## Task instructions
Restate, exactly and without pictures, the lines from the start of the listing below through the line holding "number; description: string;".
···
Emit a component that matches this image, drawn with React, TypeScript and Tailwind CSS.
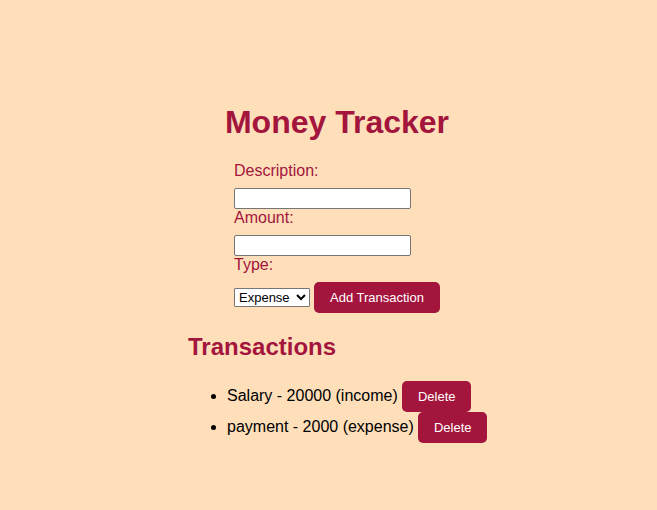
import { useState } from "react";

type Transaction = { id: number; description: string; amount: number; type: string };

const buttonClass =
  "h-[31px] shrink-0 rounded-[5px] bg-[#a3153d] text-[13px] leading-[15px] font-medium whitespace-nowrap text-white";
const inputClass =
  "h-[21px] w-[177px] rounded-[2px] border border-[#767676] bg-white px-1 text-[13px]";
const labelClass = "text-base leading-[18px] text-[#a3153d]";

export default function App() {
  const [items, setItems] = useState<Transaction[]>([
    { id: 1, description: "Salary", amount: 20000, type: "income" },
    { id: 2, description: "payment", amount: 2000, type: "expense" },
  ]);
  const [description, setDescription] = useState("");
  const [amount, setAmount] = useState("");
  const [type, setType] = useState("expense");

  const add = (e: React.FormEvent) => {
    e.preventDefault();
    setItems([...items, { id: Date.now(), description, amount: Number(amount), type }]);
    setDescription("");
    setAmount("");
  };

  return (
    <main className="flex min-h-screen flex-col items-center bg-[#ffdfba] pt-[104px] pl-[17px] font-['Liberation_Sans',Arial,sans-serif] text-black">
      <div className="flex flex-col items-center">
        <h1 className="text-[32px] leading-[37px] font-bold text-[#a3153d]">Money Tracker</h1>
        <form onSubmit={add} className="mt-[21px] flex w-[206px] flex-col items-start">
          <label htmlFor="description" className={labelClass}>Description:</label>
          <input id="description" value={description} onChange={(e) => setDescription(e.target.value)} className={`${inputClass} mt-2`} />
          <label htmlFor="amount" className={labelClass}>Amount:</label>
          <input id="amount" value={amount} onChange={(e) => setAmount(e.target.value)} className={`${inputClass} mt-2`} />
          <label htmlFor="type" className={labelClass}>Type:</label>
          <div className="mt-2 flex items-center gap-1">
            <select id="type" value={type} onChange={(e) => setType(e.target.value)} className="h-[19px] w-[76px] shrink-0 rounded-[1px] border border-[#767676] bg-white text-[13px]">
              <option value="expense">Expense</option>
              <option value="income">Income</option>
            </select>
            <button type="submit" className={`${buttonClass} w-[126px]`}>Add Transaction</button>
          </div>
        </form>
        <section className="mt-5 w-[298px]">
          <h2 className="text-2xl leading-[27px] font-bold text-[#a3153d]">Transactions</h2>
          <ul className="mt-5 list-disc pl-[39px]">
            {items.map((t) => (
              <li key={t.id} className="h-[31px] whitespace-nowrap leading-[31px]">
                {t.description} - {t.amount} ({t.type}){" "}
                <button type="button" onClick={() => setItems(items.filter((i) => i.id !== t.id))} className={`${buttonClass} w-[69px]`}>Delete</button>
              </li>
            ))}
          </ul>
        </section>
      </div>
    </main>
  );
}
···
## In response
Emit a component that matches this image, drawn with React, TypeScript and Tailwind CSS.
import { useState } from "react";

type Transaction = { id: number; description: string; amount: number; type: string };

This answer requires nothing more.